Can I clear U.S.-transloaded goods in Canada under CUSMA origin?

Yes, but the origin certificate and commercial invoice must show the goods qualify under CUSMA rules of origin before transload. If the cargo is Mexican or U.S.-origin and you transload in California, you still claim CUSMA preference on the CAD filed in Canada, provided the goods were not further manufactured in the U.S.

What happens if my CAD filing misses the one-day deadline?

CBSA can issue an AMPS penalty for late accounting, typically CAD 250 to 500 for a first Level 1 contravention. Repeat late filings escalate quickly, and your cargo sits in sufferance accruing daily storage fees until the declaration is accepted.

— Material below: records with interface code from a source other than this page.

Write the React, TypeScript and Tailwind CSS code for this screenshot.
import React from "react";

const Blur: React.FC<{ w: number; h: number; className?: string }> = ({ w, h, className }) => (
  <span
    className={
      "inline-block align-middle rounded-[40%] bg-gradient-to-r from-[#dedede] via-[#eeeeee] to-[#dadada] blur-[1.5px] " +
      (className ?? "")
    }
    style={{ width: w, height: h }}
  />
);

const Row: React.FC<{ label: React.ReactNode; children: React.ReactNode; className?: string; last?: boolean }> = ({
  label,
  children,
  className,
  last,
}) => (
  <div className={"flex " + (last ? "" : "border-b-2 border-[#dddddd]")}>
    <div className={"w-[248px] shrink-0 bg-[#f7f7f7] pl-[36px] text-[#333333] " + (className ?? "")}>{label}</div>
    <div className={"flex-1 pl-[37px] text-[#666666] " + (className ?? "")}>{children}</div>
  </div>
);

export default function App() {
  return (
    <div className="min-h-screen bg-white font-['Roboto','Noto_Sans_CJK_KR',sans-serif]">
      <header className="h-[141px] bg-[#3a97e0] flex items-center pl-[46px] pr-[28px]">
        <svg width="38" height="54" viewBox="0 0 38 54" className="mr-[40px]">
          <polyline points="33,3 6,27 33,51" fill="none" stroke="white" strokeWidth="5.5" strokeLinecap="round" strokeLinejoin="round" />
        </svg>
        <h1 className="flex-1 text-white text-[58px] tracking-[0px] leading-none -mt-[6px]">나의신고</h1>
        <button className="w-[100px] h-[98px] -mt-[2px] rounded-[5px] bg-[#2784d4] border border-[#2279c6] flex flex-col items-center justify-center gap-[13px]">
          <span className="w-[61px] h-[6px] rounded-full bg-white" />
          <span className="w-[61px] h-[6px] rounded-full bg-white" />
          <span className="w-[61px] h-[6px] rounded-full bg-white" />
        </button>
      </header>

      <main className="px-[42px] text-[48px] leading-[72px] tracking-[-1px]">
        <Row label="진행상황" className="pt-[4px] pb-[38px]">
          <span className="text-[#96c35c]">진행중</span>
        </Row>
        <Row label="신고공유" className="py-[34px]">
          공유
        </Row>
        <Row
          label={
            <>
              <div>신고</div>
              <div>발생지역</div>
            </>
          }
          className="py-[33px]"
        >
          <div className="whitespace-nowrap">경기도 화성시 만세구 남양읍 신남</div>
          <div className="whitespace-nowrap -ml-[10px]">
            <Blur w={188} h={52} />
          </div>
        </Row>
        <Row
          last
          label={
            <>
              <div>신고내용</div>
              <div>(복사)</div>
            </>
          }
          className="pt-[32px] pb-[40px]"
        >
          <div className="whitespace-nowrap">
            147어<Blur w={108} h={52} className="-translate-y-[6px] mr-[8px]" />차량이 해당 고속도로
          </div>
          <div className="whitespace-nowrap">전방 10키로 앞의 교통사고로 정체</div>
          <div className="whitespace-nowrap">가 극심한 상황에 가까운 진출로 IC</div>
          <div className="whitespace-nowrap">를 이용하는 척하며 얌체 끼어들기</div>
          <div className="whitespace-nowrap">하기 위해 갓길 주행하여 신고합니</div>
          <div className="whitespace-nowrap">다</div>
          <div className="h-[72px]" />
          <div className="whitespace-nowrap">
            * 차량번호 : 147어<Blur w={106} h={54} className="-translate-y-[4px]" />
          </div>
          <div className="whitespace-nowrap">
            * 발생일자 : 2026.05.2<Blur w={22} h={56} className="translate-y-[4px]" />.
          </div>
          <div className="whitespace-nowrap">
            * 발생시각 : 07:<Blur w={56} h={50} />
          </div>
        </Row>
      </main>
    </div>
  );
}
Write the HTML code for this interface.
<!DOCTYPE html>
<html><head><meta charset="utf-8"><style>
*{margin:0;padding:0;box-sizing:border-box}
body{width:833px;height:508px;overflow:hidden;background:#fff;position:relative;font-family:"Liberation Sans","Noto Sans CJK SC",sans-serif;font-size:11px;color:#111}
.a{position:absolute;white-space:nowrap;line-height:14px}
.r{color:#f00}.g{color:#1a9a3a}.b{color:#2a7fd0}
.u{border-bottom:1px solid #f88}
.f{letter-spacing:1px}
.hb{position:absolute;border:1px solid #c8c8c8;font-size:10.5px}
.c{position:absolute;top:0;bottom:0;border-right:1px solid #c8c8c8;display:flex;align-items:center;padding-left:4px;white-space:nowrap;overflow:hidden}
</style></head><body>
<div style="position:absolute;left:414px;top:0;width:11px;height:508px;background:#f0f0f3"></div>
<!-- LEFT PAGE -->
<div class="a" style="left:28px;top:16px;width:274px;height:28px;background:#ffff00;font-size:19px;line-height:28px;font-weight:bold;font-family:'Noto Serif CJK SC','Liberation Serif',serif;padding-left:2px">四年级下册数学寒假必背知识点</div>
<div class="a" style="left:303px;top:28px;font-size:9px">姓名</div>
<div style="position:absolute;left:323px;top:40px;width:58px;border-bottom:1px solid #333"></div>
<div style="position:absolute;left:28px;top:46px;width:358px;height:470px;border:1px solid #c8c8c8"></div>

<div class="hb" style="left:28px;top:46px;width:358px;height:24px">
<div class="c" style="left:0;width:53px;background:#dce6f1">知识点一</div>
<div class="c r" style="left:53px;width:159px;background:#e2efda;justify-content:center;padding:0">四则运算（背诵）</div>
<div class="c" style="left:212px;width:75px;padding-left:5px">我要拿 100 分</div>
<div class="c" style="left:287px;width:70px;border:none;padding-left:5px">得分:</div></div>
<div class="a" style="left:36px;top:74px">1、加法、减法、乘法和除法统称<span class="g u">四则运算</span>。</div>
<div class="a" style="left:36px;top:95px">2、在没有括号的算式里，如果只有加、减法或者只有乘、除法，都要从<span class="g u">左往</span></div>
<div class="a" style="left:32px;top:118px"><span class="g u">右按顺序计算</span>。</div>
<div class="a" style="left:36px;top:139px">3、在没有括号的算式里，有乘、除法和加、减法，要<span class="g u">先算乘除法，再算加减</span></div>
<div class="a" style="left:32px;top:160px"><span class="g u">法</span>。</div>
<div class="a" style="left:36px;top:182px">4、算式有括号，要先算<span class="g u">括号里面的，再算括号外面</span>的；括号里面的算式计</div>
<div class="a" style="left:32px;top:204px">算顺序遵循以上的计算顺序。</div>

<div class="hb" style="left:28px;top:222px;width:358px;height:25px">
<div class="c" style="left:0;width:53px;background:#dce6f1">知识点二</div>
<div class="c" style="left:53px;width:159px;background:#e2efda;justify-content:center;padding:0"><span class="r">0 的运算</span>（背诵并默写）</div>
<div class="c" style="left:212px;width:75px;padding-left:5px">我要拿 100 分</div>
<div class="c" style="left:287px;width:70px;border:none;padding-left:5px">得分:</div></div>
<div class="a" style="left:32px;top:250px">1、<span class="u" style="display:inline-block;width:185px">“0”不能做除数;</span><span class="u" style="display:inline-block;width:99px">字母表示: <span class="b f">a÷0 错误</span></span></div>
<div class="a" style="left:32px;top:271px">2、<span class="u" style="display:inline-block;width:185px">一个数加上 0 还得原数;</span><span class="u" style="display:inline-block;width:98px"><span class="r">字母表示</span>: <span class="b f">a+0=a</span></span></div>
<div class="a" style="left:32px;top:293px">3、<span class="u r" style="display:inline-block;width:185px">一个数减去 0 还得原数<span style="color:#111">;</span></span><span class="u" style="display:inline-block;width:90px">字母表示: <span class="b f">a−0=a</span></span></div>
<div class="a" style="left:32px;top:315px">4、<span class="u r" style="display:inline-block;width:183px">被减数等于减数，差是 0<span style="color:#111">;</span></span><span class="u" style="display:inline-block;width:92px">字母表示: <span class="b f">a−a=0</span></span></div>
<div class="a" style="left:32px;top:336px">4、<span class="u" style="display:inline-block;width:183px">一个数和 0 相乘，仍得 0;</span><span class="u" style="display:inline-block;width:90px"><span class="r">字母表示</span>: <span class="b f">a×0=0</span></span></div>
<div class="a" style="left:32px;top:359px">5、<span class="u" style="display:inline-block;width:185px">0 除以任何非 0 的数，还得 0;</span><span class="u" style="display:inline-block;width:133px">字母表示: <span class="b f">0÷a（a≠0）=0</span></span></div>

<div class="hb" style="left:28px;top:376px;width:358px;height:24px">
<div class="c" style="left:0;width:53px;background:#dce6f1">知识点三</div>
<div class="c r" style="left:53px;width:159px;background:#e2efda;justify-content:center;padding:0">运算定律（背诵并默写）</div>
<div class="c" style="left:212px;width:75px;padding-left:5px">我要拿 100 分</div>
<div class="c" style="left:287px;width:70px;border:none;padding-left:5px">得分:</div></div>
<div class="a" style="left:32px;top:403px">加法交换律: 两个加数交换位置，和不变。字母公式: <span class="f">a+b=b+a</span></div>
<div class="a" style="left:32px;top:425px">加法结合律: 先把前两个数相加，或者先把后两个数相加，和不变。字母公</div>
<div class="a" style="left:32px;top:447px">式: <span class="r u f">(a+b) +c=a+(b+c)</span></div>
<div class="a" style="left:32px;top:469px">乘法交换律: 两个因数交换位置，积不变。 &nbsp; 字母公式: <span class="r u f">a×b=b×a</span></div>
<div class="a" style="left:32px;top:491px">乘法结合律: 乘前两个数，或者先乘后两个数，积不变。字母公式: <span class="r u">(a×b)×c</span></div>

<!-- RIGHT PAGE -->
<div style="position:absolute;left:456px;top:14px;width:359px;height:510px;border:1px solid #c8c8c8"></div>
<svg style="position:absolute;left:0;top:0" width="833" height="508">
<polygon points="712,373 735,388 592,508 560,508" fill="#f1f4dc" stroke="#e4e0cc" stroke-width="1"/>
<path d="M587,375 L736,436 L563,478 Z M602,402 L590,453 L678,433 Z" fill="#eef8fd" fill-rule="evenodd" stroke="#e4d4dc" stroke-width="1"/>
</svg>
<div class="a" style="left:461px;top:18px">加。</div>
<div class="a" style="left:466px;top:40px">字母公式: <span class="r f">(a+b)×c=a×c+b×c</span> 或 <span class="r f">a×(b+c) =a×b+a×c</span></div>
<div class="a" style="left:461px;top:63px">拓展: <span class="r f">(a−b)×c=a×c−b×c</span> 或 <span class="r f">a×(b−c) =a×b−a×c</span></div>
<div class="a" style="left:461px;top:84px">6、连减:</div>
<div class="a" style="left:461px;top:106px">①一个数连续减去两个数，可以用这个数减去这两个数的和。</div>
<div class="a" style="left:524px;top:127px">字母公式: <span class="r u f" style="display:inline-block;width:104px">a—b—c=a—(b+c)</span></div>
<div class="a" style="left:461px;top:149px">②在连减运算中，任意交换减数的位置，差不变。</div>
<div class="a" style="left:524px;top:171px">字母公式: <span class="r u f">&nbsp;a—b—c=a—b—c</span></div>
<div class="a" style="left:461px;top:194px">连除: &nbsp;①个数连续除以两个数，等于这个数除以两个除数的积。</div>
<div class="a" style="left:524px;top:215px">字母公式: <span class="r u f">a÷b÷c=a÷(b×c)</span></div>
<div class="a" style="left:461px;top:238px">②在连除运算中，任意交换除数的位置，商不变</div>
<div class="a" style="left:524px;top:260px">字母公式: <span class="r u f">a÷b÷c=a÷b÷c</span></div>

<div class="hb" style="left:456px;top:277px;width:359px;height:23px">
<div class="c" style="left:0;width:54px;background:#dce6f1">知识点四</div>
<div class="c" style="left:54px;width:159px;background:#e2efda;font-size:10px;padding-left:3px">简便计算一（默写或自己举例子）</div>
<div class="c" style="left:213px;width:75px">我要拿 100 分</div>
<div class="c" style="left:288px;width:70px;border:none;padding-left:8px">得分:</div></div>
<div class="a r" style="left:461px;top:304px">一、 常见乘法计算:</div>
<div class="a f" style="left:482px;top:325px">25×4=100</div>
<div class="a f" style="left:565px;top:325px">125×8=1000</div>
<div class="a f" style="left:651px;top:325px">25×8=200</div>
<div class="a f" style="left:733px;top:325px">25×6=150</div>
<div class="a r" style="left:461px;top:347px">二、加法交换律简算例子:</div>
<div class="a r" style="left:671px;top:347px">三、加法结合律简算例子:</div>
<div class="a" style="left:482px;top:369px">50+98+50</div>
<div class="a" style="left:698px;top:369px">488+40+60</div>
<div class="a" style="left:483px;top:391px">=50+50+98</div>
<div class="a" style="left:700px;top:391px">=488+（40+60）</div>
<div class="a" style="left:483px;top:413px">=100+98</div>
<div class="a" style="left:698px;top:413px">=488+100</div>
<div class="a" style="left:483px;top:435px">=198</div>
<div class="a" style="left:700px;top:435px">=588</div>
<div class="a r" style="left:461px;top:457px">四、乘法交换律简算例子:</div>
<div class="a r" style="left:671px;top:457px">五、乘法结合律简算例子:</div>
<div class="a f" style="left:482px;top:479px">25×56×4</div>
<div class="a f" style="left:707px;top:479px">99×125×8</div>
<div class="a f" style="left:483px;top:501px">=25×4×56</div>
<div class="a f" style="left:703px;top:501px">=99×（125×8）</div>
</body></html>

How long does CBSA PARS release take during high-volume periods?

Normal PARS release-prior-to-payment is four hours or less. When upstream ports like LA push 900,000+ TEU monthly and rail dwell climbs, we routinely see CBSA queues stretch to eight to twelve hours, especially at Montreal CN Taschereau and CP Lachine terminals.

Do I need a separate broker for U.S. transload and Canadian clearance?

U.S. transload itself does not require a U.S. customs broker if goods remain in-bond under a single T&E or IT number. You do need a licensed Canadian customs broker to file the CAD and secure CBSA release once the container crosses into Canada or arrives at a Canadian sufferance warehouse.

What is the CARM K84 statement and why does it matter for RPP bonds?

The K84 is CBSA's monthly accounting statement, replacing the old B3-3 summary. It lists all duties, GST, and fees you owe, and CBSA uses it to recalculate your RPP bond floor. If your June K84 shows CAD 80,000 owing and your bond is only CAD 75,000, CBSA will suspend release-prior-to-payment until you top up security.